I say this as one who was absolutely flabbergasted by what happened in that Amish schoolhouse. It was stunning. And when the depths of the possibility of human depravity are opened and plumbed like that, it's just jaw-dropping. What that man did was monstrous. But that this monstrous act was done by a human being is not surprising, given how truly far away we can be from the beauty to which we aspire.
And so I think that things like this should be heartbreaking. On every possible level--when you think of the enormous loss to that community, when you think of the pain those children endured in that room, when you think of their parents and their anger, when you think of the twisted byways of the soul that man walked to lead him to believe that we he was about to do was inevitable. I think we should be broken by this. I don't think you can honestly live in the world without being broken.

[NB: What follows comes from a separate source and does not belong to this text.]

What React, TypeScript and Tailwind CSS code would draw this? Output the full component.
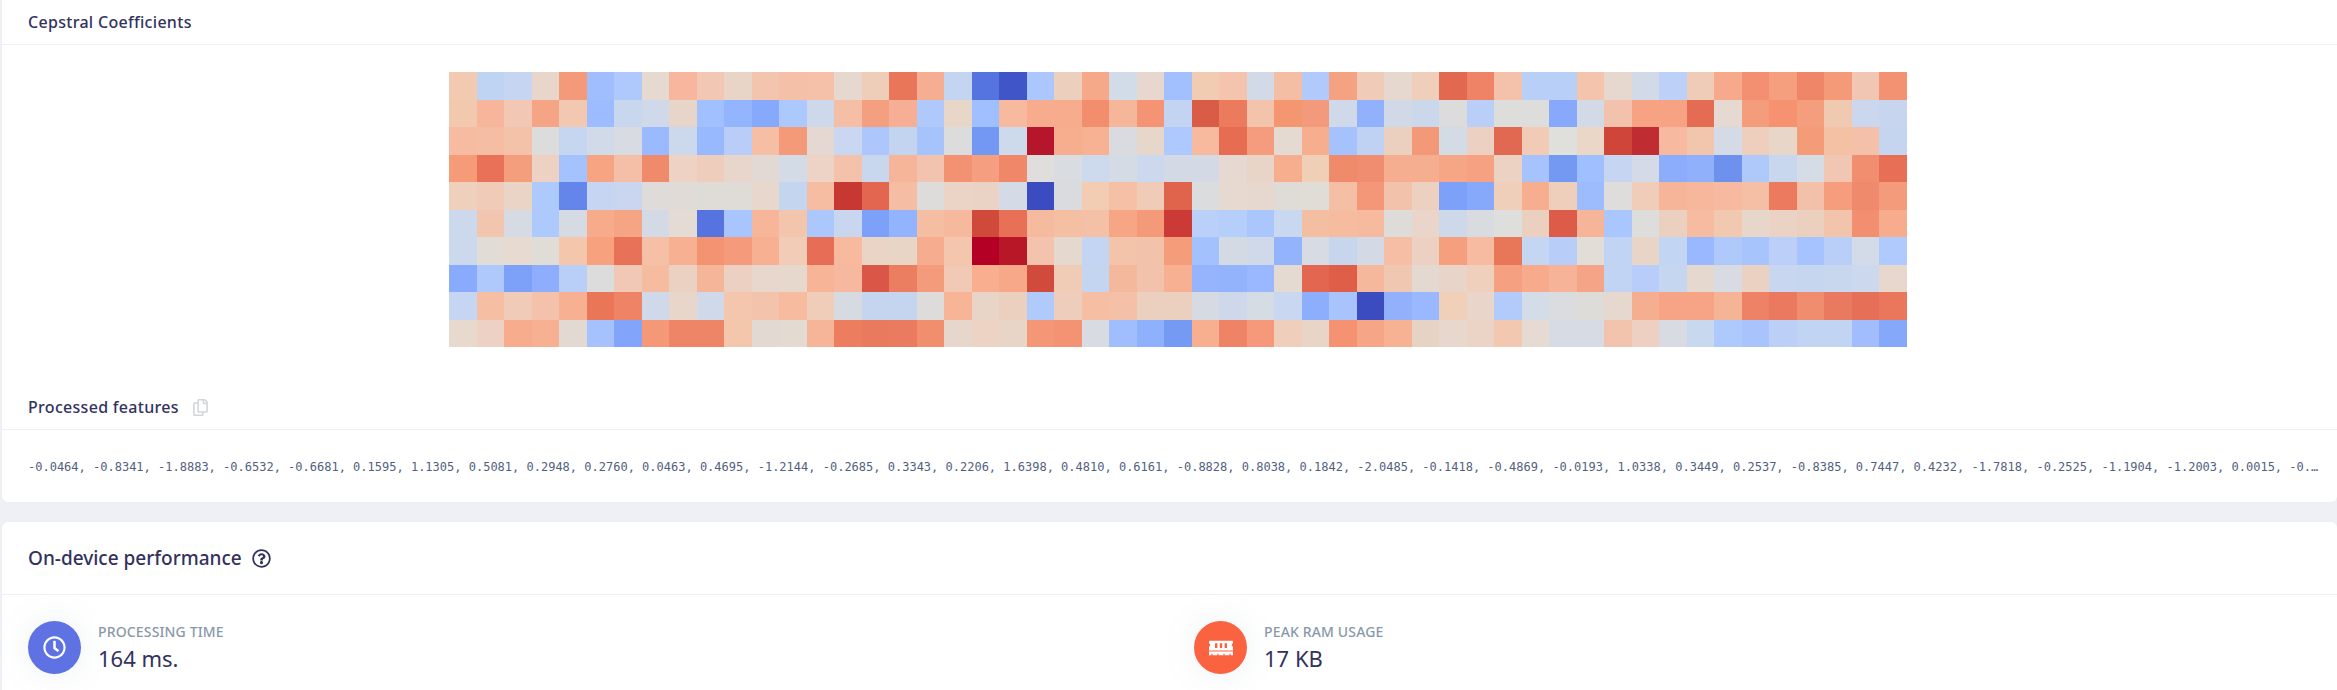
import { FaMemory, FaRegClock, FaRegCopy, FaRegQuestionCircle } from "react-icons/fa";

const rows = [
"f2c9b1 bfd3f3 c5d5f2 e8d6ca f49a7b a0bdfe afc9fc e6d9d0 f7b69d f2c8b5 e8d5c8 f3c5af f5c0a8 f5c1a9 e6d7cf eecdb9 ea7659 f6ae93 c4d5f2 5674e0 4055c8 abc7fd edcfbd f6a988 d2dbe8 e7d7ce a2bffe f1cbb2 f4c4ad d2dae8 f4bea5 b1cafb f5a283 f0cbb7 e6d7cf efcfba e26850 ef8366 f4c1aa b8cff8 b8cff8 f4c4ac e6d8ce d2dae7 bdd0f7 efccb7 f6a98b f29071 f59f7f ef8668 f49a78 f1c6b2 f39272",
"f2c8ae f7b69c f2c7b3 f5a586 f2c8b1 9cbcff c9d7ee cfd9ea e8d5c9 a0c0ff 93b5fe 86a9fb acc8fd cdd8ea f4bfa5 f49f80 f6af94 afc9fc e8d6c9 a0bffe f7ba9f f7ac8e f7ac8e f28e6d f6b69a f49475 c2d4f1 d85c46 ec7a5c f4c3ab f4966f f49a7c cfd9ea 92b1fd d1d9e6 cbd8ec dcdcdc b9cff8 dddddb dddddb 87a8fb d2dae7 f3c2ad f6a283 f6a283 e36c52 e5d9d1 f49c7c f6926f f59e7e efcab0 cad7ef c7d5ee",
"f7bba1 f5bda3 f3c2a9 dddcdc c6d5f0 d0dae8 d8dbe2 9ab9ff ccd9ec 98b9fe bacdf8 f5bea5 f49a79 e5d8d2 c9d8f0 adc7fc c2d4f0 a6c3fc dcdcdc 7398f3 ccdaec b5162b f7ae8f f7b294 d9dbe0 e7d6ca aec9fd f7ba9f e66d52 f49c7d e5dad2 f6ae8f a6c2fd bfd2f4 ecd0bf f49978 d3dbe5 ecd1c2 e26951 f2cbb6 dfdfdc ead7c8 cf453a bf2c32 f7b9a0 f2c5ad d4dbe6 eecfbd e8d7c8 f49b77 f4c1a4 f4c0a9 c5d5f0",
"f59b78 e87158 f59e7e edd2c4 a4c2fe f7a482 f5bea7 ef8a6a eed2c3 efcdbc e8d6cd e2d9d4 d3dbe6 ecd3c5 f4c2ab c8d7ee f6b498 f2c3ae f39272 f59e80 ef8768 dfdedc d9dce0 cdd9ec d5dbe5 ccd8ee d3dae6 d3dae6 e5d9d1 e9d4c8 f6ae8e efcfb6 ef8a6b f08d70 f6ae90 f6ae90 f6a585 f6a182 ecd2c3 a7c3fd 7399f2 a0bffe c6d5f2 d4dae7 8cacfc 90b0fc 6f91ee b0c9fb c9d7ee d6dce5 f1c7b3 f08e6f e76f56",
"eed0bd f0cbb8 ead4c6 aec9fc 6485ea c5d5f2 cad6ef dfdbd8 e0dbd7 dfdbd7 dfdbd6 e7d7cc c4d5f0 f6bda2 c83833 e26650 f5bea4 dedcda ebd4c6 ead3c4 d4dbe6 3a4cc0 dadbde f2ccb3 f5c0a6 f0ccb8 e0634c dadcde e6d9cf e6d8cf dfdcd8 e0dcd6 f5bfa6 f49778 f2c3aa ecd1c1 7da0f9 87a9fb efcfba f7ae8f edcfbc 9cbcfd dedddb f0cdb8 f6b498 f6b79c f7baa1 f4bfa5 eb7a5e f3c0a9 f59d7d ef8a6c f49b7c",
"ccd9ec f2c5ae d5dae3 aec9fc d6dbe3 f7ab8b f5a583 d3dae5 e3dbd4 5673e0 a9c5fe f7b599 f4c5ad acc7fc c8d7ef 7da0f8 92b4fe f5bea3 f6b99e d04a3c e77056 f6ba9f f4bfa3 f4c0a6 f6a685 f49a79 cb3a36 bad0f9 b6cefa abc6fd c9d8f1 f4bea3 f5bc9f f6ba9f dedcd8 e9d5c9 cdd9ea d8dce0 dedfdc ebd0bf dc5c49 f6b598 aac6ff dddedc ecd0bf f6bba1 f1c8b0 e6d7ca ead3c5 ebd0c0 f2c4ab f18f70 f6ac8d",
"ccd9ec e1dcd6 e7dad0 e0dcd6 f4c6ab f7a17f e87258 f5c0a5 f7b091 f49372 f59a7b f7b092 f2ccb7 e86d56 f7ba9f e9d4c6 e8d5c6 f6ad8f f5c6ae b30024 b81728 f4c3ad e5d9cf c3d5f3 f3c4aa f3c2aa f59c7a a3c1fd d4dae4 cfd9e9 93b3fd d6dbe4 c7d6ed d4dae5 f6bfa5 ecd1c2 f59f7e f7bba2 e87659 c5d6f2 b8cdf8 e2ddd6 c2d4f3 e9d4c8 c2d5f2 99b8ff b0c9fb a8c4fc bbcff8 a6c3ff b9cff8 d3dbe8 b0cafd",
"88abfd afc9fc 7da0f8 8eadfd b9cff8 dcdcdc f1c8b6 f5bca0 ebd1c2 f4b598 ecd1c2 e7d7cd e7d8ce f7b496 f6b99f da5747 eb7d60 f39b7a f2c9b4 f8ae8f f6a888 d04b3c f0cbb6 c4d5f2 f4b89c f3c2aa f7b091 96b4fd 93b3fd 99b8ff e4dad2 e36650 de5e48 f5b89d f0c8b2 e4d9d1 e8d4c9 eed0bd f5a080 f7ab8c f6b397 f6a487 c2d4f3 b8cdf9 c5d6f0 e5d8cf d8dbe2 ebd1c2 c8d7ef c7d6ef c9d7ee ccd8ed e8d7cd",
"c6d5f1 f6bea3 f0cbb8 f4c1aa f7b092 ea7658 ee8366 cfd9ea e8d6cb cfd9ea f4c6ad f3c3ab f7bba0 efcdb9 d6dbe2 c5d4ef c5d4ef dedcda f7b497 e8d5c8 ebd0c0 b0cafc eecdbc f6bea2 f4c0a7 ebd0c0 ebd0bf d6dbe3 cfd8eb d5dce4 c9d8f0 8dadfd a9c4fd 3a4cc0 93b0fd 99b8ff f0d0b8 e9d5c9 b3cbfb d4dce7 dadce0 dedcd9 e6d8ce f6ae90 f6a485 f6a485 f5b496 ed8266 ea7960 f08d6f e97a5f e66f58 ea775c",
"e8d9ce ecd1c4 f7ac8e f7b092 e2d9d3 a5c2fe 82a4fb f49877 ef8567 ef8567 f4c6ac e2d9d3 e3dad2 f6b598 ec7d5f ea7a5e eb7b60 f08e6e e7d6cc edd3c4 e9d4c8 f49776 f49374 d8dbe2 a0befe 8fb0fd 759af3 f7af90 ef8366 f5997a efcebb e8d5c8 f49272 f6a687 f7b193 e7d3c3 e7d7cc ebd3c5 f3c8b0 e5dbd2 d6dbe4 d6dbe4 f3c4ad edd0c1 d8dbe1 c8d8ee aec9fc a9c4fc bcd0f7 c2d4f3 c2d4f3 a1bdfd 86a8fb",
].map((r) => r.split(" "));

const features =
  "-0.0464, -0.8341, -1.8883, -0.6532, -0.6681, 0.1595, 1.1305, 0.5081, 0.2948, 0.2760, 0.0463, 0.4695, -1.2144, -0.2685, 0.3343, 0.2206, 1.6398, 0.4810, 0.6161, -0.8828, 0.8038, 0.1842, -2.0485, -0.1418, -0.4869, -0.0193, 1.0338, 0.3449, 0.2537, -0.8385, 0.7447, 0.4232, -1.7818, -0.2525, -1.1904, -1.2003, 0.0015, -0.5218, 0.1204, 0.6630";

function Heatmap() {
  return (
    <svg width="1458" height="275" viewBox="0 0 53 10" preserveAspectRatio="none" className="block" shapeRendering="crispEdges">
      {rows.map((row, y) => row.map((c, x) => <rect key={`${x}-${y}`} x={x} y={y} width="1" height="1" fill={`#${c}`} />))}
    </svg>
  );
}

function Stat({ icon, color, label, value }: { icon: React.ReactNode; color: string; label: string; value: string }) {
  return (
    <div className="flex items-center px-[26px] py-[26px]">
      <div className={`flex h-[53px] w-[53px] shrink-0 items-center justify-center rounded-full text-white shadow-[0_0_32px_rgba(136,152,170,0.15)] ${color}`}>
        {icon}
      </div>
      <div className="ml-[17px]">
        <div className="-mt-[1px] text-[14px] leading-[20px] font-medium tracking-[0.15px] uppercase text-[#8898aa]">{label}</div>
        <div className="mt-[2px] text-[22px] leading-[28px] font-normal text-[#32325d]">{value}</div>
      </div>
    </div>
  );
}

export default function App() {
  return (
    <div className="h-[690px] overflow-hidden bg-[#eef0f5] pl-[2px] font-['Noto_Sans','Open_Sans',sans-serif]">
      <div className="h-[502px] rounded-b-md bg-white">
        <div className="h-[45px] border-b border-[#eff1f5] pl-[26px] pt-[10px] text-[16px] leading-[24px] font-medium tracking-[0.3px] text-[#32325d]">
          Cepstral Coefficients
        </div>
        <div className="flex h-[340px] justify-center pl-[17px] pt-[27px]">
          <Heatmap />
        </div>
        <div className="flex h-[45px] items-center gap-[13px] border-b border-[#eff1f5] pl-[26px] text-[16px] font-medium tracking-[0.3px] text-[#32325d]">
          Processed features
          <FaRegCopy className="text-[17px] text-[#d3d7dc]" />
        </div>
        <div className="truncate pl-[26px] pr-[15px] pt-[27px] font-['DejaVu_Sans_Mono',monospace] text-[12px] leading-[20px] text-[#525f7f]">
          {features}
        </div>
      </div>
      <div className="mt-[20px] rounded-t-md bg-white">
        <div className="flex h-[73px] items-center gap-[10px] border-b border-[#eff1f5] pl-[26px] text-[19px] font-medium text-[#32325d]">
          On-device performance
          <FaRegQuestionCircle className="text-[19px]" />
        </div>
        <div className="grid grid-cols-2 pr-[3px]">
          <Stat icon={<FaRegClock className="text-[23px]" />} color="bg-[#5e72e4]" label="Processing time" value="164 ms." />
          <Stat icon={<FaMemory className="text-[24px]" />} color="bg-[#fb6340]" label="Peak RAM usage" value="17 KB" />
        </div>
      </div>
    </div>
  );
}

And I think this broken-ness is what reveals what human nature really is, and what allows us to say, "I identify with the humanity of that little girl, and I identify with the humanity of the man who killed her, because I have to. Because if I don't, I deny my own humanity, my own broken-heart, which is perhaps the most precious thing I have, and whose cracks are perhaps the most beautiful things I can call my own because they admit so much of the pain and beauty of the world." I think the whole point of being human is to be broken by love. Finally and ecstatically. And I think that somewhere in that brokenness is the beauty to which we aspire and the fulfillment of our humanity.
Rumi wrote a beautiful poem that expresses this, I think. It says:
Tonight, the image of
That Beautiful One came swiftly,
Looked for my hearts place.
When He found it, He drew His knife
And plunged it into my heart.
Bless that Most Beautiful One.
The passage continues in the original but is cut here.